EXERCISE BRIEF> Repeat, exactly and in full, the lines of the listing below, but without any pictures.

AVAILABLE DATA>
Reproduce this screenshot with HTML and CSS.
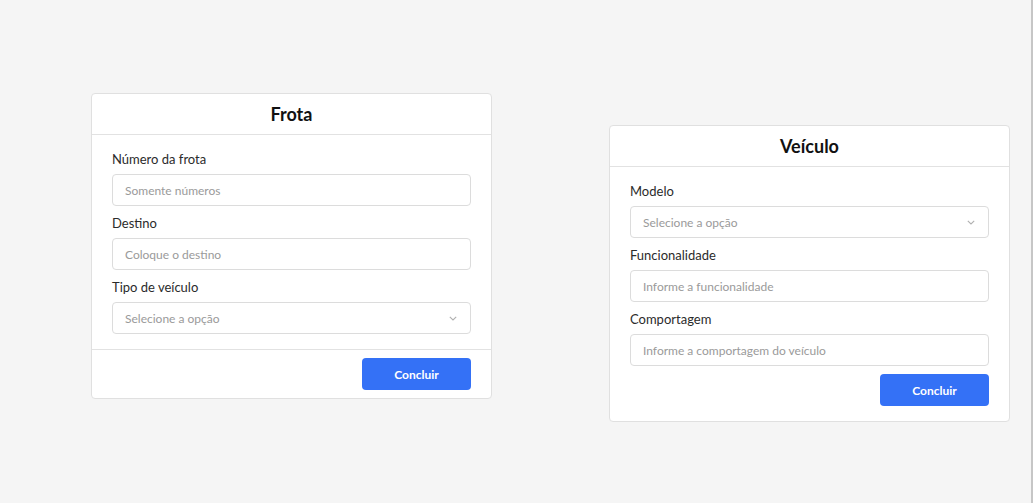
FILE: index.html
```html
<!DOCTYPE html>
<html lang="pt-BR">
<head>
<meta charset="utf-8">
<title>Frota e Veículo</title>
<link rel="stylesheet" href="styles.css">
</head>
<body>
<div class="page">
  <section class="card card-frota">
    <header class="card-header"><h2>Frota</h2></header>
    <div class="card-body">
      <div class="field">
        <label>Número da frota</label>
        <input class="control" type="text" placeholder="Somente números">
      </div>
      <div class="field">
        <label>Destino</label>
        <input class="control" type="text" placeholder="Coloque o destino">
      </div>
      <div class="field">
        <label>Tipo de veículo</label>
        <div class="control select"><span>Selecione a opção</span>
          <svg class="chev" width="8" height="5" viewBox="0 0 8 5"><path d="M0.8 0.8 L4 4 L7.2 0.8" fill="none" stroke="#b0b0b0" stroke-width="1.1"/></svg>
        </div>
      </div>
    </div>
    <footer class="card-footer"><button class="btn">Concluir</button></footer>
  </section>

  <section class="card card-veiculo">
    <header class="card-header"><h2>Veículo</h2></header>
    <div class="card-body">
      <div class="field">
        <label>Modelo</label>
        <div class="control select"><span>Selecione a opção</span>
          <svg class="chev" width="8" height="5" viewBox="0 0 8 5"><path d="M0.8 0.8 L4 4 L7.2 0.8" fill="none" stroke="#b0b0b0" stroke-width="1.1"/></svg>
        </div>
      </div>
      <div class="field">
        <label>Funcionalidade</label>
        <input class="control" type="text" placeholder="Informe a funcionalidade">
      </div>
      <div class="field">
        <label>Comportagem</label>
        <input class="control" type="text" placeholder="Informe a comportagem do veículo">
      </div>
      <div class="actions"><button class="btn">Concluir</button></div>
    </div>
  </section>
</div>
</body>
</html>
```

FILE: styles.css
```css
* { box-sizing: border-box; }
html, body { margin: 0; padding: 0; }
body {
  background: #f5f5f5;
  font-family: Lato, "Noto Sans", sans-serif;
  color: #333;
}
.page {
  width: 1033px;
  height: 503px;
  border-right: 2px solid #c6c6c6;
  display: flex;
  align-items: flex-start;
  padding-left: 91px;
  gap: 117px;
}
.card {
  width: 401px;
  background: #fff;
  border: 1px solid #e0e0e0;
  border-radius: 4px;
}
.card-frota { margin-top: 93px; }
.card-veiculo { margin-top: 125px; }
.card-header {
  height: 41px;
  border-bottom: 1px solid #e2e2e2;
  display: flex;
  align-items: center;
  justify-content: center;
}
.card-header h2 {
  margin: 0;
  font-size: 18px;
  font-weight: 700;
  color: #111;
}
.card-body {
  padding: 15px 20px;
  display: flex;
  flex-direction: column;
  gap: 8px;
}
.field { display: flex; flex-direction: column; }
.field label {
  font-size: 13px;
  line-height: 19px;
  margin-bottom: 5px;
  color: #2b2b2b;
}
.control {
  height: 32px;
  width: 100%;
  border: 1px solid #dcdcdc;
  border-radius: 4px;
  padding: 0 12px;
  font-family: inherit;
  font-size: 12px;
  color: #333;
  background: #fff;
  outline: none;
}
.control::placeholder { color: #9a9a9a; }
.select {
  display: flex;
  align-items: center;
  justify-content: space-between;
  color: #9a9a9a;
}
.chev { margin-right: 1px; }
.card-footer {
  border-top: 1px solid #e2e2e2;
  padding: 8px 20px 8px;
  display: flex;
  justify-content: flex-end;
}
.actions { display: flex; justify-content: flex-end; }
.btn {
  width: 109px;
  height: 32px;
  border: none;
  border-radius: 4px;
  background: #3471f6;
  color: #fff;
  font-family: inherit;
  font-size: 12px;
  font-weight: 700;
}
```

SOLUTION TO THIS EXERCISE>
Reproduce this screenshot with HTML and CSS.
FILE: index.html
```html
<!DOCTYPE html>
<html lang="pt-BR">
<head>
<meta charset="utf-8">
<title>Frota e Veículo</title>
<link rel="stylesheet" href="styles.css">
</head>
<body>
<div class="page">
  <section class="card card-frota">
    <header class="card-header"><h2>Frota</h2></header>
    <div class="card-body">
      <div class="field">
        <label>Número da frota</label>
        <input class="control" type="text" placeholder="Somente números">
      </div>
      <div class="field">
        <label>Destino</label>
        <input class="control" type="text" placeholder="Coloque o destino">
      </div>
      <div class="field">
        <label>Tipo de veículo</label>
        <div class="control select"><span>Selecione a opção</span>
          <svg class="chev" width="8" height="5" viewBox="0 0 8 5"><path d="M0.8 0.8 L4 4 L7.2 0.8" fill="none" stroke="#b0b0b0" stroke-width="1.1"/></svg>
        </div>
      </div>
    </div>
    <footer class="card-footer"><button class="btn">Concluir</button></footer>
  </section>

  <section class="card card-veiculo">
    <header class="card-header"><h2>Veículo</h2></header>
    <div class="card-body">
      <div class="field">
        <label>Modelo</label>
        <div class="control select"><span>Selecione a opção</span>
          <svg class="chev" width="8" height="5" viewBox="0 0 8 5"><path d="M0.8 0.8 L4 4 L7.2 0.8" fill="none" stroke="#b0b0b0" stroke-width="1.1"/></svg>
        </div>
      </div>
      <div class="field">
        <label>Funcionalidade</label>
        <input class="control" type="text" placeholder="Informe a funcionalidade">
      </div>
      <div class="field">
        <label>Comportagem</label>
        <input class="control" type="text" placeholder="Informe a comportagem do veículo">
      </div>
      <div class="actions"><button class="btn">Concluir</button></div>
    </div>
  </section>
</div>
</body>
</html>
```

FILE: styles.css
```css
* { box-sizing: border-box; }
html, body { margin: 0; padding: 0; }
body {
  background: #f5f5f5;
  font-family: Lato, "Noto Sans", sans-serif;
  color: #333;
}
.page {
  width: 1033px;
  height: 503px;
  border-right: 2px solid #c6c6c6;
  display: flex;
  align-items: flex-start;
  padding-left: 91px;
  gap: 117px;
}
.card {
  width: 401px;
  background: #fff;
  border: 1px solid #e0e0e0;
  border-radius: 4px;
}
.card-frota { margin-top: 93px; }
.card-veiculo { margin-top: 125px; }
.card-header {
  height: 41px;
  border-bottom: 1px solid #e2e2e2;
  display: flex;
  align-items: center;
  justify-content: center;
}
.card-header h2 {
  margin: 0;
  font-size: 18px;
  font-weight: 700;
  color: #111;
}
.card-body {
  padding: 15px 20px;
  display: flex;
  flex-direction: column;
  gap: 8px;
}
.field { display: flex; flex-direction: column; }
.field label {
  font-size: 13px;
  line-height: 19px;
  margin-bottom: 5px;
  color: #2b2b2b;
}
.control {
  height: 32px;
  width: 100%;
  border: 1px solid #dcdcdc;
  border-radius: 4px;
  padding: 0 12px;
  font-family: inherit;
  font-size: 12px;
  color: #333;
  background: #fff;
  outline: none;
}
.control::placeholder { color: #9a9a9a; }
.select {
  display: flex;
  align-items: center;
  justify-content: space-between;
  color: #9a9a9a;
}
.chev { margin-right: 1px; }
.card-footer {
  border-top: 1px solid #e2e2e2;
  padding: 8px 20px 8px;
  display: flex;
  justify-content: flex-end;
}
.actions { display: flex; justify-content: flex-end; }
.btn {
  width: 109px;
  height: 32px;
  border: none;
  border-radius: 4px;
  background: #3471f6;
  color: #fff;
  font-family: inherit;
  font-size: 12px;
  font-weight: 700;
}
```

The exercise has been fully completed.